Market concentration. Corridor states are close, by air and sea, to European Community countries - a market of some 271 million people. More important, however, are home markets: manufacturers centrally located in the corridor can reach more than half of all US and Canadian manufacturing firms and retail sales outlets within 24 hours by truck. As transportation costs increase, and as foreign trade remains volatile due to exchange-rate fluctuations, ''the ability to market close to home (becomes) increasingly important,'' says Hugh O'Neill, deputy secretary to outgoing New York Gov. Hugh L. Carey. It is an ability, he adds, which highly export-oriented countries like Germany and Japan cannot fall back on.
Education. The 11-state region sends 2.8 million students annually through 875 colleges and universities - a concentration of higher education unmatched elsewhere in the nation. Many students end up in the high-tech and professional-service businesses that have been instrumental in turning around the region's economy since the mid-1970s. The success of Massachusetts' famous Route 128 (now billed as ''America's Technology Highway'') is credited to the proximity of Massachusetts Institute of Technology, Harvard University, and the host of other world-class colleges in the Boston area. And New Jersey, with only 3.3 percent of the country's population, has laboratories doing some 9 percent of America's research and development work.
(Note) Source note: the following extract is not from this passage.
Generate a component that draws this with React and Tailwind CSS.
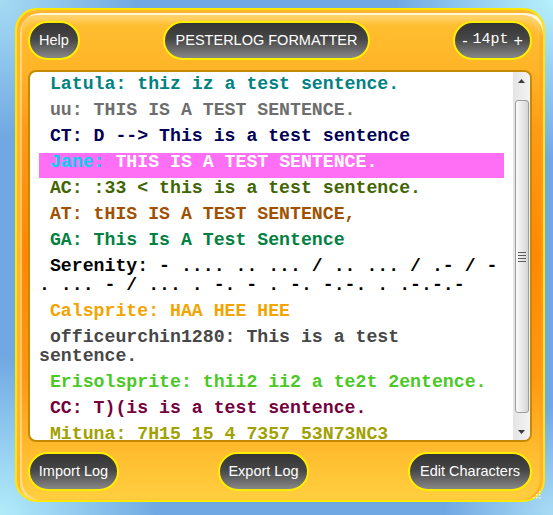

Infrastructure. The region's roads, bridges, and water systems, while admittedly needing repair, are at least in place. Many fast-growth cities have yet to develop adequate systems - and the price of doing so, which includes assembling the necessary lands in a climate of stiff government regulation, increases every year.
Energy efficiency. Fuel costs are still high in the corridor: The average household energy expenditure in 1980 was $1,268 in the Northeast, compared with percent of the population, the region uses only 20 percent of America's gasoline and 18 percent of its electricity.
Quality of life. New England, with its special ethos, is not alone among corridor states in its rich mix of education, culture, and rural tradition. Pennsylvania still has the largest deer population in the country; New York is peppered with lakes; and all the region states except Vermont have access to the seacoast. And most of the corridor's residences are within easy driving distance of some of America's foremost cultural attractions: Washington's Kennedy Center for the Performing Arts, Philadelphia's world-class Symphony Orchestra, New York's Metropolitan Opera Company, Boston's Museum of Fine Arts, and others.
Summarizing the region's attractions, James O. Roberson, Maryland's secretary of economic and community development, lists the three top ones as ''geography, geography, geography!'' That, he says, is why the Northeast can survive the challenge of the Sunbelt.